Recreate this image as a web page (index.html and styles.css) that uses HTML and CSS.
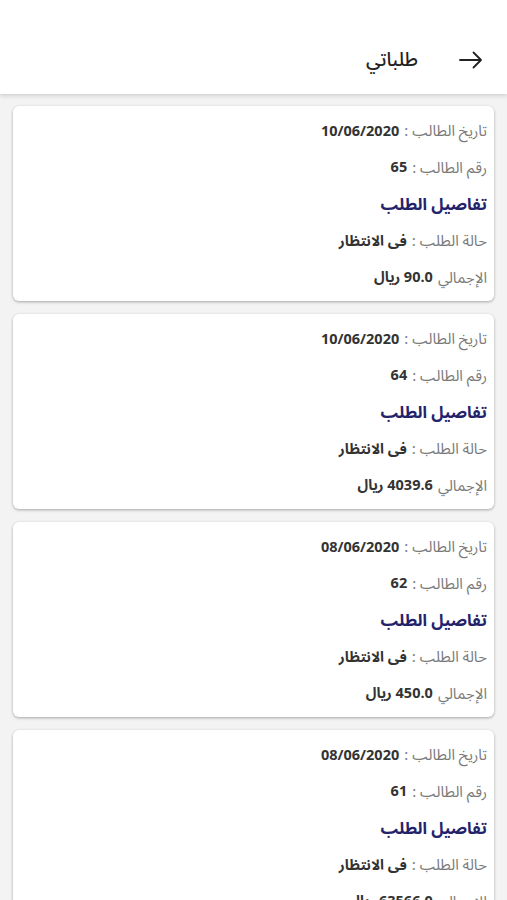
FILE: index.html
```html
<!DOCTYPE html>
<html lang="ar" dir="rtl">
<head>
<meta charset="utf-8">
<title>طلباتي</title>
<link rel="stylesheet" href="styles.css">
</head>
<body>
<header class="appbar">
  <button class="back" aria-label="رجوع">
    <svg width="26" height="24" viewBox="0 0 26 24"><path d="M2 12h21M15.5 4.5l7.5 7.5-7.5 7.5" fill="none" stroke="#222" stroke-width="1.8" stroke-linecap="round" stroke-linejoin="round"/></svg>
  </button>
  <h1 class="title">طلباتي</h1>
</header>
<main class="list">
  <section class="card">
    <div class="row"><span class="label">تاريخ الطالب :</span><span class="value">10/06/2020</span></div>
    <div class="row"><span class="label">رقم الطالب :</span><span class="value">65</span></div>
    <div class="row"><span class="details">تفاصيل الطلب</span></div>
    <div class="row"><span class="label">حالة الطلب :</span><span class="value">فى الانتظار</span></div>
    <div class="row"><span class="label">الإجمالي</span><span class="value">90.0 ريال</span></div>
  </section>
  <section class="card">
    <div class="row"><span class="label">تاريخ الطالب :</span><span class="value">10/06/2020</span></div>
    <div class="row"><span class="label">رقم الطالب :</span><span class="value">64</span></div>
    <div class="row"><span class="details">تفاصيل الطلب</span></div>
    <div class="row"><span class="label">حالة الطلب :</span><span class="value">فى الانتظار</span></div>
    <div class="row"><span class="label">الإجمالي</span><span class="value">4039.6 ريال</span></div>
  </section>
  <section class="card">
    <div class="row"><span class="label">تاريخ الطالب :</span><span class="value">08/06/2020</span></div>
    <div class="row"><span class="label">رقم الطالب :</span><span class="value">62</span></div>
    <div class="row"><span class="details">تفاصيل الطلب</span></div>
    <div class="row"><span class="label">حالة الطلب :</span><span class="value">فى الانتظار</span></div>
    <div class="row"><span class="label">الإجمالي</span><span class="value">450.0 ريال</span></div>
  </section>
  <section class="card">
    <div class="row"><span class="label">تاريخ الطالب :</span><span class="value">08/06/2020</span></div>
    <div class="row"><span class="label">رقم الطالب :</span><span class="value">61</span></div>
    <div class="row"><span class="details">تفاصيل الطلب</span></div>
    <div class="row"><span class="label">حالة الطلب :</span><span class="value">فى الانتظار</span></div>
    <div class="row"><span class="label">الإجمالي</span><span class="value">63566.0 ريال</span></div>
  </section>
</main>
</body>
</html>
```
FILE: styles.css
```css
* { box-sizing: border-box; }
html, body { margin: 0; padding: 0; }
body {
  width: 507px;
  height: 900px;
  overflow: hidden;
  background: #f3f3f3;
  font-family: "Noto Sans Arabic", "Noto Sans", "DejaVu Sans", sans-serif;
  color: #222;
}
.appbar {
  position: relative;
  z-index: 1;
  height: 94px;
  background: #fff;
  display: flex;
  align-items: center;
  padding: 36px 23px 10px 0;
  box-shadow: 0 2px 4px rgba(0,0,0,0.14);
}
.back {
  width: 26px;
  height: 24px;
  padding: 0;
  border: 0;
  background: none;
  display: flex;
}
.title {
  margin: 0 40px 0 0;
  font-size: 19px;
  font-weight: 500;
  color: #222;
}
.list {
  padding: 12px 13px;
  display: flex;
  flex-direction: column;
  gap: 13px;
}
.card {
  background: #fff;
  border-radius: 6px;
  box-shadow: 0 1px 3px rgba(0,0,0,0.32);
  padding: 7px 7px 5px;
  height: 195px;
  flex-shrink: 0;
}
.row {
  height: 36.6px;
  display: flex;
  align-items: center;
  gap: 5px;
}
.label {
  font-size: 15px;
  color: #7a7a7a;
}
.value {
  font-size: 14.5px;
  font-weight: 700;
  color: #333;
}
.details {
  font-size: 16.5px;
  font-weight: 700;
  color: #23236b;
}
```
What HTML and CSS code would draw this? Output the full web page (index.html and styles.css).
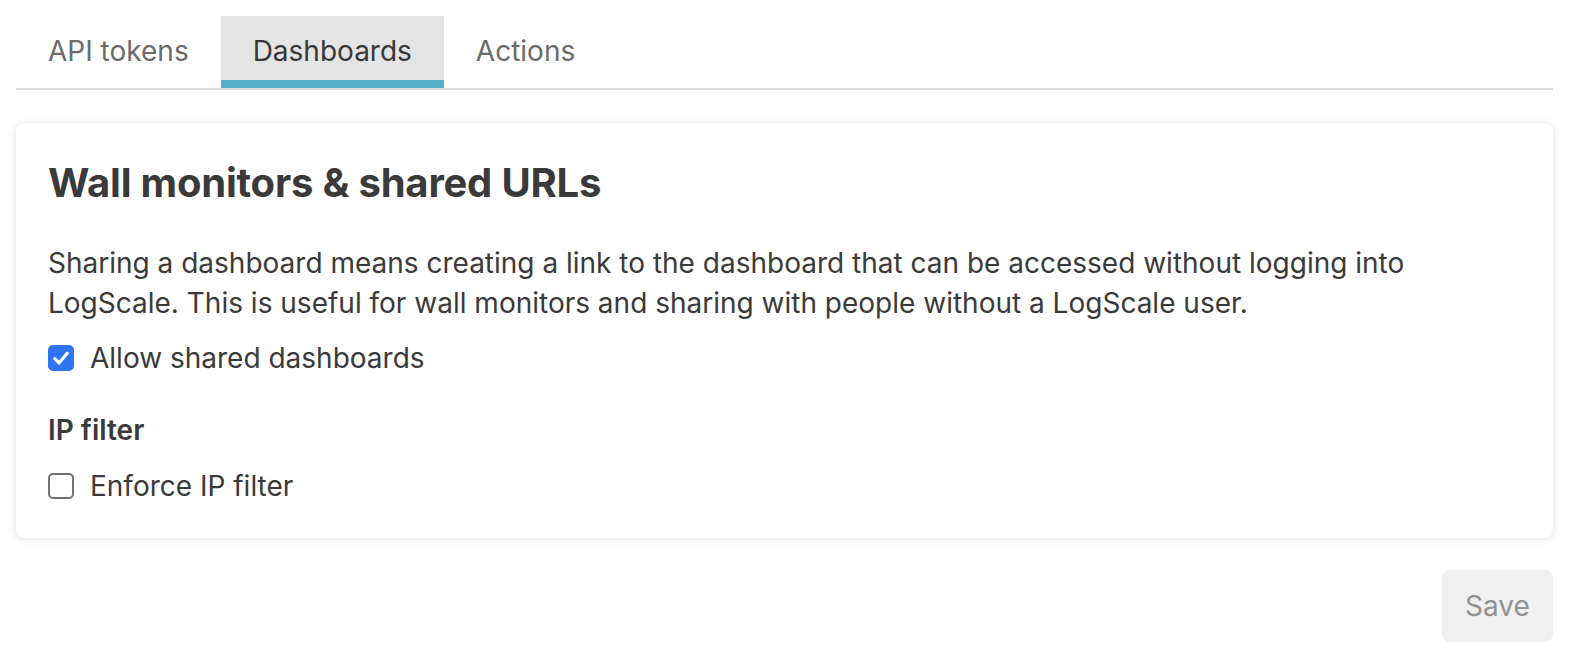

### Given exercise:
In the entries above, find each line with the word "page" and copy it.

### Answer for the task:
Recreate this image as a web page (index.html and styles.css) that uses HTML and CSS.
What HTML and CSS code would draw this? Output the full web page (index.html and styles.css).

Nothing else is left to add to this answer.